Interface markup and scripts:
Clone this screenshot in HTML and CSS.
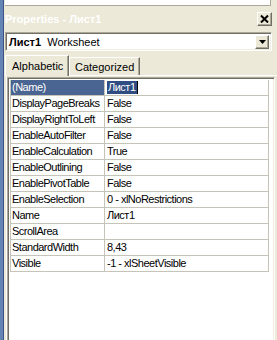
FILE: index.html
```html
<!DOCTYPE html>
<html>
<head>
<meta charset="utf-8">
<link rel="stylesheet" href="styles.css">
</head>
<body>
<div class="app">
  <div class="strip"></div>
  <div class="main">
    <div class="topbox"></div>
    <div class="titlebar">
      <span class="title">Properties - Лист1</span>
      <span class="close">
        <svg width="9" height="8" viewBox="0 0 9 8"><path d="M1 0.5 L8 7.5 M8 0.5 L1 7.5" stroke="#000" stroke-width="2"/></svg>
      </span>
    </div>
    <div class="combo">
      <span class="combo-text"><b>Лист1</b>&nbsp; Worksheet</span>
      <span class="combo-btn">
        <svg width="7" height="4" viewBox="0 0 7 4"><path d="M0 0 H7 L3.5 4 Z" fill="#000"/></svg>
      </span>
    </div>
    <div class="tabs">
      <div class="tab active">Alphabetic</div>
      <div class="tab">Categorized</div>
    </div>
    <div class="panel">
      <div class="grid">
        <div class="row sel"><div class="k">(Name)</div><div class="v"><span class="selt">Лист1</span><span class="caret"></span></div></div>
        <div class="row"><div class="k">DisplayPageBreaks</div><div class="v">False</div></div>
        <div class="row"><div class="k">DisplayRightToLeft</div><div class="v">False</div></div>
        <div class="row"><div class="k">EnableAutoFilter</div><div class="v">False</div></div>
        <div class="row"><div class="k">EnableCalculation</div><div class="v">True</div></div>
        <div class="row"><div class="k">EnableOutlining</div><div class="v">False</div></div>
        <div class="row"><div class="k">EnablePivotTable</div><div class="v">False</div></div>
        <div class="row"><div class="k">EnableSelection</div><div class="v">0 - xlNoRestrictions</div></div>
        <div class="row"><div class="k">Name</div><div class="v">Лист1</div></div>
        <div class="row"><div class="k">ScrollArea</div><div class="v"></div></div>
        <div class="row"><div class="k">StandardWidth</div><div class="v">8,43</div></div>
        <div class="row"><div class="k">Visible</div><div class="v">-1 - xlSheetVisible</div></div>
        <div class="fill"></div>
      </div>
    </div>
  </div>
</div>
</body>
</html>
```
FILE: styles.css
```css
* { box-sizing: border-box; }
html, body { margin: 0; padding: 0; }
body {
  background: #ece9d8;
  font-family: "Liberation Sans", Arial, sans-serif;
  font-size: 11px;
  color: #000;
  width: 277px;
  height: 340px;
  overflow: hidden;
}
.app { display: flex; height: 340px; }
.strip {
  width: 4px;
  background: #6584b6;
  border-right: 1px solid #3b5385;
  flex: none;
}
.main {
  flex: 1;
  display: flex;
  flex-direction: column;
  padding-left: 1px;
}
.topbox {
  height: 6px;
  margin-right: 6px;
  background: #fff;
  border-bottom: 1px solid #aca899;
  border-right: 1px solid #aca899;
}
.titlebar {
  height: 26px;
  display: flex;
  align-items: center;
  justify-content: space-between;
  padding-right: 5px;
}
.title {
  color: #fff;
  font-weight: bold;
  font-size: 11px;
  margin-top: -1px;
}
.close {
  width: 15px;
  height: 14px;
  display: flex;
  align-items: center;
  justify-content: center;
  background: #ece9d8;
  border-top: 1px solid #fff;
  border-left: 1px solid #fff;
  border-right: 1px solid #716f64;
  border-bottom: 1px solid #716f64;
  box-shadow: inset -1px -1px 0 #aca899;
}
.combo {
  height: 19px;
  margin-right: 5px;
  background: #fff;
  border-top: 1px solid #aca899;
  border-left: 1px solid #aca899;
  border-right: 1px solid #fff;
  border-bottom: 1px solid #fff;
  box-shadow: inset 1px 1px 0 #716f64, inset -1px -1px 0 #f1efe2;
  display: flex;
  align-items: center;
  justify-content: space-between;
  padding: 2px;
}
.combo-text { padding-left: 1px; white-space: pre; }
.combo-btn {
  width: 14px;
  height: 14px;
  background: #ece9d8;
  border-top: 1px solid #fff;
  border-left: 1px solid #fff;
  border-right: 1px solid #716f64;
  border-bottom: 1px solid #716f64;
  box-shadow: inset -1px -1px 0 #aca899;
  display: flex;
  align-items: center;
  justify-content: center;
}
.tabs {
  margin-top: 4px;
  height: 20px;
  display: flex;
  align-items: flex-end;
  padding-left: 0;
  position: relative;
  z-index: 1;
}
.tab {
  height: 18px;
  padding: 0 5px;
  display: flex;
  align-items: center;
  border-top: 1px solid #fff;
  border-left: 1px solid #fff;
  border-right: 1px solid #716f64;
  box-shadow: inset -1px 0 0 #aca899;
  background: #ece9d8;
}
.tab.active {
  height: 21px;
  margin-bottom: -1px;
  padding: 0 5px 1px 6px;
  width: 64px;
}
.panel {
  flex: 1;
  margin-left: 1px;
  border-top: 1px solid #fff;
  border-left: 1px solid #fff;
  padding-top: 1px;
}
.grid {
  height: 100%;
  width: 268px;
  background: #fff;
  border-top: 1px solid #aca899;
  border-left: 1px solid #aca899;
  border-right: 1px solid #fff;
  box-shadow: inset 1px 1px 0 #716f64, inset -1px 0 0 #f1efe2;
  padding: 2px 5px 0 2px;
  display: flex;
  flex-direction: column;
  letter-spacing: -0.5px;
}
.row {
  height: 16px;
  display: flex;
  border-bottom: 1px solid #c6c3b8;
  border-left: 1px solid #c6c3b8;
  border-right: 1px solid #c6c3b8;
  flex: none;
}
.k {
  width: 94px;
  border-right: 1px solid #c6c3b8;
  padding-left: 1px;
  line-height: 15px;
  white-space: nowrap;
  overflow: hidden;
}
.v {
  flex: 1;
  padding-left: 2px;
  line-height: 15px;
  white-space: nowrap;
  display: flex;
  align-items: center;
}
.row.sel .k { background: #4b6592; color: #fff; }
.selt { background: #2f4d82; color: #fff; padding: 0 1px; line-height: 13px; }
.caret { width: 1px; height: 13px; background: #000; }
.fill { flex: 1; }
```
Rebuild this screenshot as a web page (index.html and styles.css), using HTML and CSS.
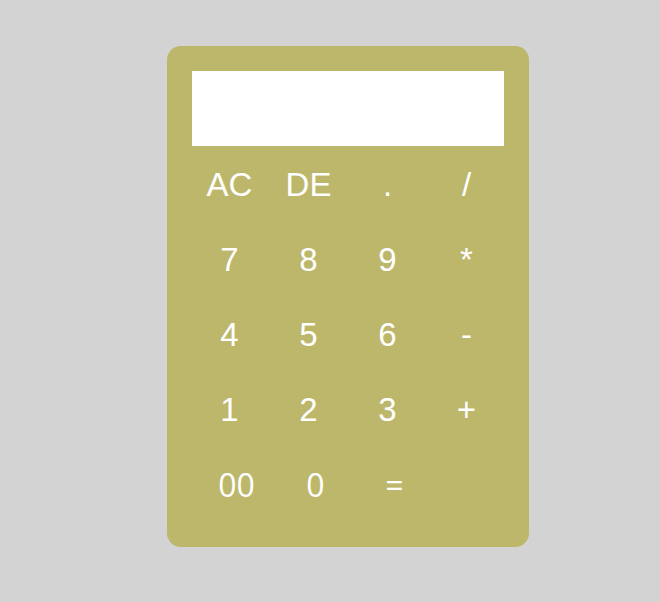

■ Short exercise:
All lines holding the word "index" should be picked out and copied.

■ Exercise answer:
FILE: index.html
  z-index: 1;
Rebuild this screenshot as a web page (index.html and styles.css), using HTML and CSS.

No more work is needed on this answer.